Big picture, it looks like you are doing pretty well. You are spending about $54K/yr, so round up to $60K for retirement spending to cover extra medical costs and such, which means you need about $1.5M to cover that amount of money. You already have half of that saved, which means even if you don't save another penny, you should have enough to retire on in another decade, +/-. So my advice would be to take the time now to make sure your downside risk is covered: is your life insurance adequate to cover both of you if one of you passes (and please tell me it's a term policy)? Or, conversely, if both of you could cover your costs if one of you dies, do you even need life insurance? Do you have disability insurance? At your age, it is far more likely that you will be disabled than die, so make sure you don't need to drain your savings to cover that.

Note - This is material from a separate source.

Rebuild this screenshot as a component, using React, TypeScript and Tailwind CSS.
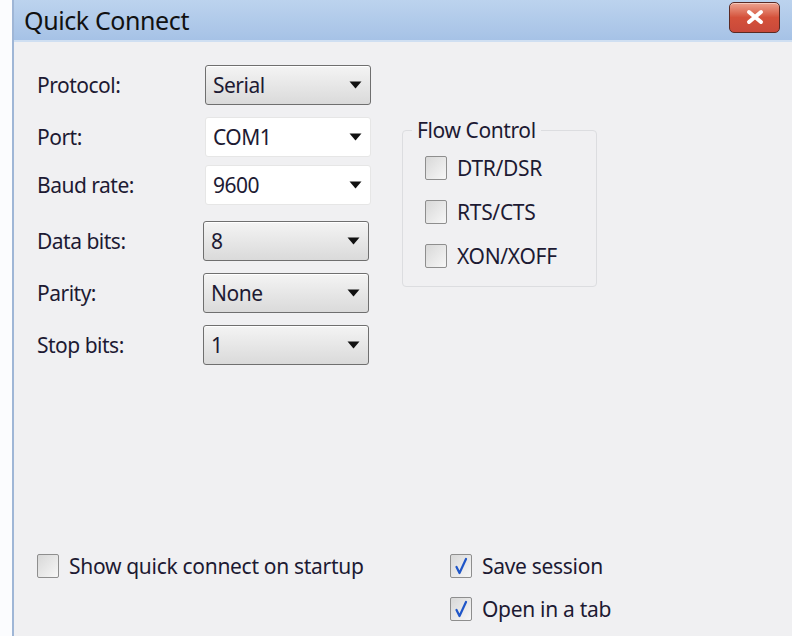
import { useState } from 'react'

const font = { fontFamily: '"Noto Sans", "Open Sans", sans-serif' }

function Arrow() {
  return (
    <svg width="13" height="8" viewBox="0 0 13 8" className="shrink-0">
      <path d="M0.5 0.5 L12.5 0.5 L6.5 7.5 Z" fill="#111" />
    </svg>
  )
}

function Combo({ value, flat, className = '' }: { value: string; flat?: boolean; className?: string }) {
  return (
    <div
      className={`h-[40px] flex items-center justify-between pl-[7px] pr-[8px] rounded-[3px] ${
        flat
          ? 'bg-white border border-[#e6e6e6]'
          : 'border border-[#6f6f6f] bg-gradient-to-b from-[#f4f4f4] to-[#dadada] shadow-[inset_0_1px_0_#fff]'
      } ${className}`}
    >
      <span className="text-[21px] leading-[28px] text-[#1d1a33] tracking-[-0.5px]">{value}</span>
      <Arrow />
    </div>
  )
}

function Check({ label, checked, onToggle }: { label: string; checked: boolean; onToggle: () => void }) {
  return (
    <button type="button" onClick={onToggle} className="h-[28px] flex items-center gap-[10px] text-left">
      <span className="w-[22px] h-[24px] border border-[#8e8e8e] rounded-[2px] bg-gradient-to-br from-[#d8d8d8] to-[#f7f7f7] flex items-center justify-center">
        {checked && (
          <svg width="14" height="18" viewBox="0 0 14 18">
            <path d="M2.5 10 L5.5 16 L12 2" fill="none" stroke="#1f56c8" strokeWidth="2.2" strokeLinecap="round" strokeLinejoin="round" />
          </svg>
        )}
      </span>
      <span className="text-[21px] leading-[28px] text-[#1d1a33] tracking-[-0.3px]">{label}</span>
    </button>
  )
}

export default function App() {
  const [flow, setFlow] = useState({ dtr: false, rts: false, xon: false })
  const [showStartup, setShowStartup] = useState(false)
  const [saveSession, setSaveSession] = useState(true)
  const [openTab, setOpenTab] = useState(true)

  const rows = [
    { label: 'Protocol:', value: 'Serial', flat: false, mt: 'mt-0', x: 'ml-[2px]' },
    { label: 'Port:', value: 'COM1', flat: true, mt: 'mt-[12px]', x: 'ml-[2px]' },
    { label: 'Baud rate:', value: '9600', flat: true, mt: 'mt-[8px]', x: 'ml-[2px]' },
    { label: 'Data bits:', value: '8', flat: false, mt: 'mt-[16px]', x: 'ml-0' },
    { label: 'Parity:', value: 'None', flat: false, mt: 'mt-[12px]', x: 'ml-0' },
    { label: 'Stop bits:', value: '1', flat: false, mt: 'mt-[12px]', x: 'ml-0' },
  ]

  return (
    <div className="w-[792px] h-[636px] flex bg-white overflow-hidden" style={font}>
      <div className="w-[12px] bg-[#fbfcfe]" />
      <div className="w-[2px] bg-[#9fb6d6]" />
      <div className="flex-1 flex flex-col">
        {/* title bar */}
        <div className="h-[42px] flex items-center justify-between pl-[10px] pr-[12px] bg-gradient-to-b from-[#bcd3ee] to-[#a6c2e6] border-b-2 border-[#cfdff2]">
          <span className="text-[25px] leading-[32px] text-[#111] tracking-[-0.4px]">Quick Connect</span>
          <button
            type="button"
            className="w-[51px] h-[31px] mb-[6px] rounded-[5px] border border-[#5a2a24] bg-gradient-to-b from-[#eba28f] via-[#d4513b] to-[#c9493a] flex items-center justify-center shadow-[inset_0_1px_0_#f7c9bc]"
          >
            <svg width="20" height="16" viewBox="0 0 20 16">
              <path d="M4 3 L16 13 M16 3 L4 13" stroke="#fff" strokeWidth="4" strokeLinecap="round" />
            </svg>
          </button>
        </div>

        {/* body */}
        <div className="flex-1 flex flex-col bg-[#f0f0f2] pl-[23px] pt-[23px] pb-[13px]">
          <div className="flex">
            <div className="flex flex-col w-[346px]">
              {rows.map((r) => (
                <div key={r.label} className={`flex items-center ${r.mt}`}>
                  <span className="w-[166px] text-[21px] leading-[28px] text-[#1d1a33] tracking-[-0.5px]">{r.label}</span>
                  <Combo value={r.value} flat={r.flat} className={`w-[166px] ${r.x}`} />
                </div>
              ))}
            </div>
            <fieldset className="ml-[19px] mt-[52px] w-[195px] h-[170px] border border-[#dcdde0] rounded-[4px] pl-[22px] pt-[11px]">
              <legend className="ml-[-13px] px-[5px] text-[21px] text-[#1d1a33] tracking-[-0.4px] leading-[26px]">Flow Control</legend>
              <div className="flex flex-col gap-[16px]">
                <Check label="DTR/DSR" checked={flow.dtr} onToggle={() => setFlow({ ...flow, dtr: !flow.dtr })} />
                <Check label="RTS/CTS" checked={flow.rts} onToggle={() => setFlow({ ...flow, rts: !flow.rts })} />
                <Check label="XON/XOFF" checked={flow.xon} onToggle={() => setFlow({ ...flow, xon: !flow.xon })} />
              </div>
            </fieldset>
          </div>

          <div className="mt-auto flex">
            <div className="w-[413px]">
              <Check label="Show quick connect on startup" checked={showStartup} onToggle={() => setShowStartup(!showStartup)} />
            </div>
            <div className="flex flex-col gap-[15px]">
              <Check label="Save session" checked={saveSession} onToggle={() => setSaveSession(!saveSession)} />
              <Check label="Open in a tab" checked={openTab} onToggle={() => setOpenTab(!openTab)} />
            </div>
          </div>
        </div>
      </div>
    </div>
  )
}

That said, I echo Freedomin5: if you'd like more specific advice, it would help if you provided more detail. Does that $4500 include the things that are taken out of your paycheck, like medical insurance? Are you maxing out your tax-sheltered accounts? Do you have an HSA option at work, or a mega backdoor Roth option?
But more than that, we need to understand your goals. Do you want to have kids? If so, do you want to have a stay-at-home parent, pay for college, etc.? Do you want to own a home, and if so how much do you project that to be? Do you want to retire immediately, are you happy working for the foreseeable future, or somewhere in-between? Your numbers are great if you want to remain DINKs with your current expenses -- but if you want to have a couple of kids, a SAHP, cover college costs, and buy a big house, that's a completely different story.